> **EXERCISE**
Seek out every line containing the word "this", and copy each.

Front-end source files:

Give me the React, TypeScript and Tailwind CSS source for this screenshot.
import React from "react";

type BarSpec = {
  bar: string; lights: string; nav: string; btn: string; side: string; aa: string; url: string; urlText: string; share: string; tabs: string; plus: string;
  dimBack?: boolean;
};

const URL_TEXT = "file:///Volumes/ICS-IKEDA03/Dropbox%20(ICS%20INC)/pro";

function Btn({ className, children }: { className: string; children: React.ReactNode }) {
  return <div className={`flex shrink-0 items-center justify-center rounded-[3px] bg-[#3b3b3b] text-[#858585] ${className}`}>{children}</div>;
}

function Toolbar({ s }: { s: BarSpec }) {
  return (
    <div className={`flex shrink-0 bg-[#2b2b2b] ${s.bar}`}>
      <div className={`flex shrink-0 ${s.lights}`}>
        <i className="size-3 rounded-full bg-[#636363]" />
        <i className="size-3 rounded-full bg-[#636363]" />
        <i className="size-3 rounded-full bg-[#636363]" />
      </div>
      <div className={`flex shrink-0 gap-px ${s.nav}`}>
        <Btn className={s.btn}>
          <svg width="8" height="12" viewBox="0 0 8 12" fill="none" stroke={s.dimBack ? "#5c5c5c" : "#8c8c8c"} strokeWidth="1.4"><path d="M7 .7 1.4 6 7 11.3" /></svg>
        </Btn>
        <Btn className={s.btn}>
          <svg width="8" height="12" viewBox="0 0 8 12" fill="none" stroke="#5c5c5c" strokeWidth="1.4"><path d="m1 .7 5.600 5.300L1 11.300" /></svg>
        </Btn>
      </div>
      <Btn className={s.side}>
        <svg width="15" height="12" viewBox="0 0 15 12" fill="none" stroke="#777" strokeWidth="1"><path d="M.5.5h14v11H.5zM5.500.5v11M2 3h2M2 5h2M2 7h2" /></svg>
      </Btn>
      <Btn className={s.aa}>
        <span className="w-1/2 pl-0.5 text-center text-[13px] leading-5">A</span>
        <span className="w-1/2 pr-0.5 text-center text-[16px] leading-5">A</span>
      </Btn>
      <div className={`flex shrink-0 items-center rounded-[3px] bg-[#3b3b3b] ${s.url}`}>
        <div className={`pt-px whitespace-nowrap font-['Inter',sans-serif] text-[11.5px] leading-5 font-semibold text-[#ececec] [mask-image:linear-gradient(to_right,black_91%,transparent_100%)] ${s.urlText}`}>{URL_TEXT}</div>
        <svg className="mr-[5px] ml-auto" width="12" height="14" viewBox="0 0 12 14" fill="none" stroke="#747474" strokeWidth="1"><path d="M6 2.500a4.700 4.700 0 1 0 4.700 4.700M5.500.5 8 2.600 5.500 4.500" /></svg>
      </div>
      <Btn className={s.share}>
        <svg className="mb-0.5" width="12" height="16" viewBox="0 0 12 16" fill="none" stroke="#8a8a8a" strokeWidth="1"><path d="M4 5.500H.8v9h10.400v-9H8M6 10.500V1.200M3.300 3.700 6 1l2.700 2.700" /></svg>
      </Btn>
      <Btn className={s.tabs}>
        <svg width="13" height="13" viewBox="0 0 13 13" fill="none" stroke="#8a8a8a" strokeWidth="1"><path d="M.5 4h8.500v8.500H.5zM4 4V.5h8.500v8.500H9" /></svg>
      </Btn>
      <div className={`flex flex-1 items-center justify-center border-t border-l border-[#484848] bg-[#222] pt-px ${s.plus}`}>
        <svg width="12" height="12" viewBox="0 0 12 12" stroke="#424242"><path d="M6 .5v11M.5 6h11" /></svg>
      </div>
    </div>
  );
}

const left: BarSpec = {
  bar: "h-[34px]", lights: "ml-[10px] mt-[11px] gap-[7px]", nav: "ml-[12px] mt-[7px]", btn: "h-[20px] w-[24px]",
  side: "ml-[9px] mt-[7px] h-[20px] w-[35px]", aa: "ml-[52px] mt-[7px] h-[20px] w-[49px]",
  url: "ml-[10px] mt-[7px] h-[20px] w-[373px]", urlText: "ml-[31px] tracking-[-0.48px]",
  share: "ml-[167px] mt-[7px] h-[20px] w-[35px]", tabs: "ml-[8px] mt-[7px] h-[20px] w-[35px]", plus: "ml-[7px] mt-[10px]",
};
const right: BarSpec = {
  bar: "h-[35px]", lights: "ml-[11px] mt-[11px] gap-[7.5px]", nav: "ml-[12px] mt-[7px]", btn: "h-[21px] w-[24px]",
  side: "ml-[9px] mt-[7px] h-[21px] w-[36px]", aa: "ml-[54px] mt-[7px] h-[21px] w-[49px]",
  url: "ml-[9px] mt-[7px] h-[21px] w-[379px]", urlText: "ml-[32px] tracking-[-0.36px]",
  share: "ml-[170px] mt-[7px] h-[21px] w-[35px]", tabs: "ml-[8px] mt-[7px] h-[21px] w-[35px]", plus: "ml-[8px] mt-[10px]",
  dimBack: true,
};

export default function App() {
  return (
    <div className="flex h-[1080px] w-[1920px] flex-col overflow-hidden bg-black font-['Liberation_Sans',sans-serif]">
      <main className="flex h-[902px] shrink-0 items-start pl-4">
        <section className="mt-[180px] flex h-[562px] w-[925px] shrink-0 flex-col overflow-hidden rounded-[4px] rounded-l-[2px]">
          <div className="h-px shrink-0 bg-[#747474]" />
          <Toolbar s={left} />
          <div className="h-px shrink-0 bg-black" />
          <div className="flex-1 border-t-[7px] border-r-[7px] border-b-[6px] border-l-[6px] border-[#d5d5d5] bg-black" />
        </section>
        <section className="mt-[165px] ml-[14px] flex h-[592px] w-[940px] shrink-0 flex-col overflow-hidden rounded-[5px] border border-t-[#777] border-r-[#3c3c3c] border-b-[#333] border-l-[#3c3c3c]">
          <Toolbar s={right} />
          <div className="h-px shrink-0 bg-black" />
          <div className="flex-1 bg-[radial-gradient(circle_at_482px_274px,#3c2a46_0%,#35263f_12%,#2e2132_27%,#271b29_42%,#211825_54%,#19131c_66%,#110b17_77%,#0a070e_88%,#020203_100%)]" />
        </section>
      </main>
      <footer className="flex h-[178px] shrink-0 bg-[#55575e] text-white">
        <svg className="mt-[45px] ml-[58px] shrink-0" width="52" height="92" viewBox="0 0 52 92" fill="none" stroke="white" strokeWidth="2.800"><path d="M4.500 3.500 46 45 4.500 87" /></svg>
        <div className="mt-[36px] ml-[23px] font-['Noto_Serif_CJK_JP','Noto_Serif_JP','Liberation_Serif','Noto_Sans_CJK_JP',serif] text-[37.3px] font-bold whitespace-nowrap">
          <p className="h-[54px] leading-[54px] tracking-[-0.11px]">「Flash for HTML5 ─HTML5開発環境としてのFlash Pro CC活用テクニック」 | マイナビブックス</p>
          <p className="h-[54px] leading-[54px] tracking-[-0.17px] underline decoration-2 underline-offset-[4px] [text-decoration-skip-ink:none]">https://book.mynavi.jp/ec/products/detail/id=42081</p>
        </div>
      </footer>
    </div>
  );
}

...

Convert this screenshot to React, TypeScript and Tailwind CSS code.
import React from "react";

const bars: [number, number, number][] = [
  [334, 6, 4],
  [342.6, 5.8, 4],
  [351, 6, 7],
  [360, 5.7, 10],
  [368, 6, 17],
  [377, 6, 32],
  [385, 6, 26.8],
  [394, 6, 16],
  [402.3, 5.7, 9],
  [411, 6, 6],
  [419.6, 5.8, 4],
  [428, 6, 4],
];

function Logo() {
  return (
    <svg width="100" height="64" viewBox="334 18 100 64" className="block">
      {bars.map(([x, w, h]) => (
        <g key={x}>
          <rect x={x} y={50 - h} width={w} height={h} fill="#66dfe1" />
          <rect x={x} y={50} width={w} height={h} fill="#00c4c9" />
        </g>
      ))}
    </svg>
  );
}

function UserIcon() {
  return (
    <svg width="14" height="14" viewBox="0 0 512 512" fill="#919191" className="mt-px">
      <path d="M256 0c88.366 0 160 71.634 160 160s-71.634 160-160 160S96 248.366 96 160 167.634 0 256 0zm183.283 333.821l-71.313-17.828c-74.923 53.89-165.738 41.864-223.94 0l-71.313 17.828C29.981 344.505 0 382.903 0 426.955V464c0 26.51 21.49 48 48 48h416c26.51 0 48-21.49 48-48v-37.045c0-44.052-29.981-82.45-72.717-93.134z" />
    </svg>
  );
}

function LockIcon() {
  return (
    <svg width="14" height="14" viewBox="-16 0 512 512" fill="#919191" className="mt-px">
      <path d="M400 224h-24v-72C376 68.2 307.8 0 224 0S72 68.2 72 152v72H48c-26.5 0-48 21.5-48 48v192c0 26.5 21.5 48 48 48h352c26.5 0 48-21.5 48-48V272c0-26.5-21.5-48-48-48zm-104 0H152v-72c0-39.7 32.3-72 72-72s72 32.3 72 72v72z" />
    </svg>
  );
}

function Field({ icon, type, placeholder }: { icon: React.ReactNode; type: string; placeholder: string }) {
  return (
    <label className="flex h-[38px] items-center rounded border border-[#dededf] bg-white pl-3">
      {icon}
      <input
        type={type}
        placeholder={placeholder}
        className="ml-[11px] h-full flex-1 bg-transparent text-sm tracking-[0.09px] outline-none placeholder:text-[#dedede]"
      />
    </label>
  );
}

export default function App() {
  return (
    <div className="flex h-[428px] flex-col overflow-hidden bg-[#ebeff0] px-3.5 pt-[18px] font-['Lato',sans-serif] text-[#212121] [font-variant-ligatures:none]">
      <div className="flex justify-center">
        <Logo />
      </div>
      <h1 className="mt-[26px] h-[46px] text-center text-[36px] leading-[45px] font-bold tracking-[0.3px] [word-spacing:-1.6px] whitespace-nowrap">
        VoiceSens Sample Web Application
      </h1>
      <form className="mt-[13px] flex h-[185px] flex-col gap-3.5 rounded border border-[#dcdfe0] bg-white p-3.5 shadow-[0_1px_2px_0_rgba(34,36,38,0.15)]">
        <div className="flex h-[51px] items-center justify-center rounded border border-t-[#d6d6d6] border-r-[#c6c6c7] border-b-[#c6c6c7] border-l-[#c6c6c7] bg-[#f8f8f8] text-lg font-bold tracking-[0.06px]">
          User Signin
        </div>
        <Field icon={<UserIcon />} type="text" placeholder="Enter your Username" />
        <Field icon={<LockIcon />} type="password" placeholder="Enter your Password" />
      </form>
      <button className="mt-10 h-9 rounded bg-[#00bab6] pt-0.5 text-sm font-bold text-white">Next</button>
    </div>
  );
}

> **FINISHED EXERCISE**
Give me the React, TypeScript and Tailwind CSS source for this screenshot.
Convert this screenshot to React, TypeScript and Tailwind CSS code.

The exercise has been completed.